↓↓↓

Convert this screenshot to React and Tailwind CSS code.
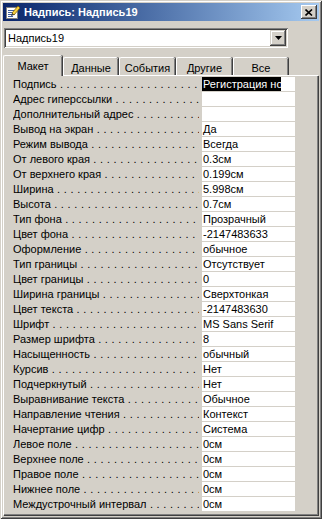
const rows = [
  ["Подпись", "Регистрация нового", true],
  ["Адрес гиперссылки", ""],
  ["Дополнительный адрес", ""],
  ["Вывод на экран", "Да"],
  ["Режим вывода", "Всегда"],
  ["От левого края", "0.3см"],
  ["От верхнего края", "0.199см"],
  ["Ширина", "5.998см"],
  ["Высота", "0.7см"],
  ["Тип фона", "Прозрачный"],
  ["Цвет фона", "-2147483633"],
  ["Оформление", "обычное"],
  ["Тип границы", "Отсутствует"],
  ["Цвет границы", "0"],
  ["Ширина границы", "Сверхтонкая"],
  ["Цвет текста", "-2147483630"],
  ["Шрифт", "MS Sans Serif"],
  ["Размер шрифта", "8"],
  ["Насыщенность", "обычный"],
  ["Курсив", "Нет"],
  ["Подчеркнутый", "Нет"],
  ["Выравнивание текста", "Обычное"],
  ["Направление чтения", "Контекст"],
  ["Начертание цифр", "Система"],
  ["Левое поле", "0см"],
  ["Верхнее поле", "0см"],
  ["Правое поле", "0см"],
  ["Нижнее поле", "0см"],
  ["Междустрочный интервал", "0см"],
];

const dots = ". ".repeat(40);

function Row({ label, value, selected }) {
  return (
    <div className="flex h-[15px] items-start">
      <div className="w-[186px] mr-[3px] h-[14px] overflow-hidden whitespace-pre leading-[14px]">
        {label}
        <span className="tracking-[0.3px]"> {dots}</span>
      </div>
      <div className="w-[93px] h-[14px] bg-white leading-[14px] whitespace-nowrap overflow-hidden">
        {selected ? (
          <div className="w-[79px] h-[14px] bg-black text-white overflow-hidden pl-[1px]">{value}</div>
        ) : (
          <div className="pl-[1px]">{value}</div>
        )}
      </div>
    </div>
  );
}

function Tab({ children, w, selected }) {
  if (selected) {
    return (
      <div
        className={`relative z-10 h-[21px] -mb-[1px] bg-[#d4d0c8] border-t border-l border-white rounded-tl-[2px] rounded-tr-[2px] shadow-[inset_-1px_0_0_#808080,1px_0_0_#404040] flex items-start justify-center pt-[2px] ${w}`}
      >
        {children}
      </div>
    );
  }
  return (
    <div
      className={`h-[18px] bg-[#d4d0c8] border-t border-l border-white rounded-tl-[2px] rounded-tr-[2px] shadow-[inset_-1px_0_0_#808080,1px_0_0_#404040] flex items-start justify-center pt-[2px] ${w}`}
    >
      {children}
    </div>
  );
}

export default function App() {
  return (
    <div
      className="w-[322px] h-[519px] bg-[#d4d0c8] p-[3px] flex flex-col text-[11px] text-black shadow-[inset_1px_1px_0_#d4d0c8,inset_-1px_-1px_0_#404040,inset_2px_2px_0_#ffffff,inset_-2px_-2px_0_#808080]"
      style={{ fontFamily: '"Liberation Sans", Arial, sans-serif' }}
    >
      {/* title bar */}
      <div className="h-[18px] flex items-center bg-gradient-to-r from-[#0a246a] to-[#a6caf0]">
        <svg width="16" height="16" viewBox="0 0 16 16" className="ml-[2px] shrink-0">
          <rect x="1.5" y="3.5" width="11" height="11" fill="#ffffff" stroke="#808080" />
          <rect x="3" y="6" width="7" height="1" fill="#4060a0" />
          <rect x="3" y="8" width="7" height="1" fill="#4060a0" />
          <rect x="3" y="10" width="7" height="1" fill="#4060a0" />
          <rect x="3" y="12" width="5" height="1" fill="#4060a0" />
          <path d="M7 9 L13 2 L15 4 L9 11 Z" fill="#f8d040" stroke="#806000" strokeWidth="0.8" />
          <path d="M7 9 L9 11 L6 12 Z" fill="#404040" />
        </svg>
        <span className="ml-[3px] font-bold text-white text-[11px] whitespace-nowrap">Надпись: Надпись19</span>
        <div className="ml-auto mr-[2px] w-[16px] h-[14px] bg-[#d4d0c8] flex items-center justify-center shadow-[inset_-1px_-1px_0_#404040,inset_1px_1px_0_#ffffff,inset_-2px_-2px_0_#808080]">
          <svg width="8" height="7" viewBox="0 0 8 7">
            <path d="M0.5 0.5 L7 6.5 M7 0.5 L0.5 6.5" stroke="#000" strokeWidth="1.6" />
          </svg>
        </div>
      </div>

      {/* combobox */}
      <div className="mt-[7px] ml-[1px] w-[284px] h-[20px] bg-white flex items-center shadow-[inset_1px_1px_0_#808080,inset_-1px_-1px_0_#ffffff,inset_2px_2px_0_#404040,inset_-2px_-2px_0_#d4d0c8]">
        <span className="ml-[4px] leading-[14px]">Надпись19</span>
        <div className="ml-auto mr-[2px] w-[16px] h-[16px] bg-[#d4d0c8] flex items-center justify-center shadow-[inset_-1px_-1px_0_#404040,inset_1px_1px_0_#d4d0c8,inset_-2px_-2px_0_#808080,inset_2px_2px_0_#ffffff]">
          <svg width="7" height="4" viewBox="0 0 7 4">
            <path d="M0 0 H7 L3.5 4 Z" fill="#000" />
          </svg>
        </div>
      </div>

      {/* tabs */}
      <div className="mt-[7px] flex items-end h-[20px]">
        <Tab w="w-[59px]" selected>
          Макет
        </Tab>
        <Tab w="w-[55px] ml-[1px]">Данные</Tab>
        <Tab w="w-[56px] ml-[1px]">События</Tab>
        <Tab w="w-[56px] ml-[1px]">Другие</Tab>
        <Tab w="w-[55px] ml-[1px]">Все</Tab>
      </div>

      {/* panel */}
      <div className="flex-1 border-t border-l border-white shadow-[1px_1px_0_#404040,inset_-1px_-1px_0_#808080] mr-[1px] mb-[1px] pt-[1px] pl-[9px]">
        {rows.map(([l, v, s]) => (
          <Row key={l} label={l} value={v} selected={s} />
        ))}
      </div>
    </div>
  );
}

↑↑↑

> _Problem_:
Skip the images and write out the rest of the listing exactly.

> _Result_:
Convert this screenshot to React and Tailwind CSS code.
const rows = [
  ["Подпись", "Регистрация нового", true],
  ["Адрес гиперссылки", ""],
  ["Дополнительный адрес", ""],
  ["Вывод на экран", "Да"],
  ["Режим вывода", "Всегда"],
  ["От левого края", "0.3см"],
  ["От верхнего края", "0.199см"],
  ["Ширина", "5.998см"],
  ["Высота", "0.7см"],
  ["Тип фона", "Прозрачный"],
  ["Цвет фона", "-2147483633"],
  ["Оформление", "обычное"],
  ["Тип границы", "Отсутствует"],
  ["Цвет границы", "0"],
  ["Ширина границы", "Сверхтонкая"],
  ["Цвет текста", "-2147483630"],
  ["Шрифт", "MS Sans Serif"],
  ["Размер шрифта", "8"],
  ["Насыщенность", "обычный"],
  ["Курсив", "Нет"],
  ["Подчеркнутый", "Нет"],
  ["Выравнивание текста", "Обычное"],
  ["Направление чтения", "Контекст"],
  ["Начертание цифр", "Система"],
  ["Левое поле", "0см"],
  ["Верхнее поле", "0см"],
  ["Правое поле", "0см"],
  ["Нижнее поле", "0см"],
  ["Междустрочный интервал", "0см"],
];

const dots = ". ".repeat(40);

function Row({ label, value, selected }) {
  return (
    <div className="flex h-[15px] items-start">
      <div className="w-[186px] mr-[3px] h-[14px] overflow-hidden whitespace-pre leading-[14px]">
        {label}
        <span className="tracking-[0.3px]"> {dots}</span>
      </div>
      <div className="w-[93px] h-[14px] bg-white leading-[14px] whitespace-nowrap overflow-hidden">
        {selected ? (
          <div className="w-[79px] h-[14px] bg-black text-white overflow-hidden pl-[1px]">{value}</div>
        ) : (
          <div className="pl-[1px]">{value}</div>
        )}
      </div>
    </div>
  );
}

function Tab({ children, w, selected }) {
  if (selected) {
    return (
      <div
        className={`relative z-10 h-[21px] -mb-[1px] bg-[#d4d0c8] border-t border-l border-white rounded-tl-[2px] rounded-tr-[2px] shadow-[inset_-1px_0_0_#808080,1px_0_0_#404040] flex items-start justify-center pt-[2px] ${w}`}
      >
        {children}
      </div>
    );
  }
  return (
    <div
      className={`h-[18px] bg-[#d4d0c8] border-t border-l border-white rounded-tl-[2px] rounded-tr-[2px] shadow-[inset_-1px_0_0_#808080,1px_0_0_#404040] flex items-start justify-center pt-[2px] ${w}`}
    >
      {children}
    </div>
  );
}

export default function App() {
  return (
    <div
      className="w-[322px] h-[519px] bg-[#d4d0c8] p-[3px] flex flex-col text-[11px] text-black shadow-[inset_1px_1px_0_#d4d0c8,inset_-1px_-1px_0_#404040,inset_2px_2px_0_#ffffff,inset_-2px_-2px_0_#808080]"
      style={{ fontFamily: '"Liberation Sans", Arial, sans-serif' }}
    >
      {/* title bar */}
      <div className="h-[18px] flex items-center bg-gradient-to-r from-[#0a246a] to-[#a6caf0]">
        <svg width="16" height="16" viewBox="0 0 16 16" className="ml-[2px] shrink-0">
          <rect x="1.5" y="3.5" width="11" height="11" fill="#ffffff" stroke="#808080" />
          <rect x="3" y="6" width="7" height="1" fill="#4060a0" />
          <rect x="3" y="8" width="7" height="1" fill="#4060a0" />
          <rect x="3" y="10" width="7" height="1" fill="#4060a0" />
          <rect x="3" y="12" width="5" height="1" fill="#4060a0" />
          <path d="M7 9 L13 2 L15 4 L9 11 Z" fill="#f8d040" stroke="#806000" strokeWidth="0.8" />
          <path d="M7 9 L9 11 L6 12 Z" fill="#404040" />
        </svg>
        <span className="ml-[3px] font-bold text-white text-[11px] whitespace-nowrap">Надпись: Надпись19</span>
        <div className="ml-auto mr-[2px] w-[16px] h-[14px] bg-[#d4d0c8] flex items-center justify-center shadow-[inset_-1px_-1px_0_#404040,inset_1px_1px_0_#ffffff,inset_-2px_-2px_0_#808080]">
          <svg width="8" height="7" viewBox="0 0 8 7">
            <path d="M0.5 0.5 L7 6.5 M7 0.5 L0.5 6.5" stroke="#000" strokeWidth="1.6" />
          </svg>
        </div>
      </div>

      {/* combobox */}
      <div className="mt-[7px] ml-[1px] w-[284px] h-[20px] bg-white flex items-center shadow-[inset_1px_1px_0_#808080,inset_-1px_-1px_0_#ffffff,inset_2px_2px_0_#404040,inset_-2px_-2px_0_#d4d0c8]">
        <span className="ml-[4px] leading-[14px]">Надпись19</span>
        <div className="ml-auto mr-[2px] w-[16px] h-[16px] bg-[#d4d0c8] flex items-center justify-center shadow-[inset_-1px_-1px_0_#404040,inset_1px_1px_0_#d4d0c8,inset_-2px_-2px_0_#808080,inset_2px_2px_0_#ffffff]">
          <svg width="7" height="4" viewBox="0 0 7 4">
            <path d="M0 0 H7 L3.5 4 Z" fill="#000" />
          </svg>
        </div>
      </div>

      {/* tabs */}
      <div className="mt-[7px] flex items-end h-[20px]">
        <Tab w="w-[59px]" selected>
          Макет
        </Tab>
        <Tab w="w-[55px] ml-[1px]">Данные</Tab>
        <Tab w="w-[56px] ml-[1px]">События</Tab>
        <Tab w="w-[56px] ml-[1px]">Другие</Tab>
        <Tab w="w-[55px] ml-[1px]">Все</Tab>
      </div>

      {/* panel */}
      <div className="flex-1 border-t border-l border-white shadow-[1px_1px_0_#404040,inset_-1px_-1px_0_#808080] mr-[1px] mb-[1px] pt-[1px] pl-[9px]">
        {rows.map(([l, v, s]) => (
          <Row key={l} label={l} value={v} selected={s} />
        ))}
      </div>
    </div>
  );
}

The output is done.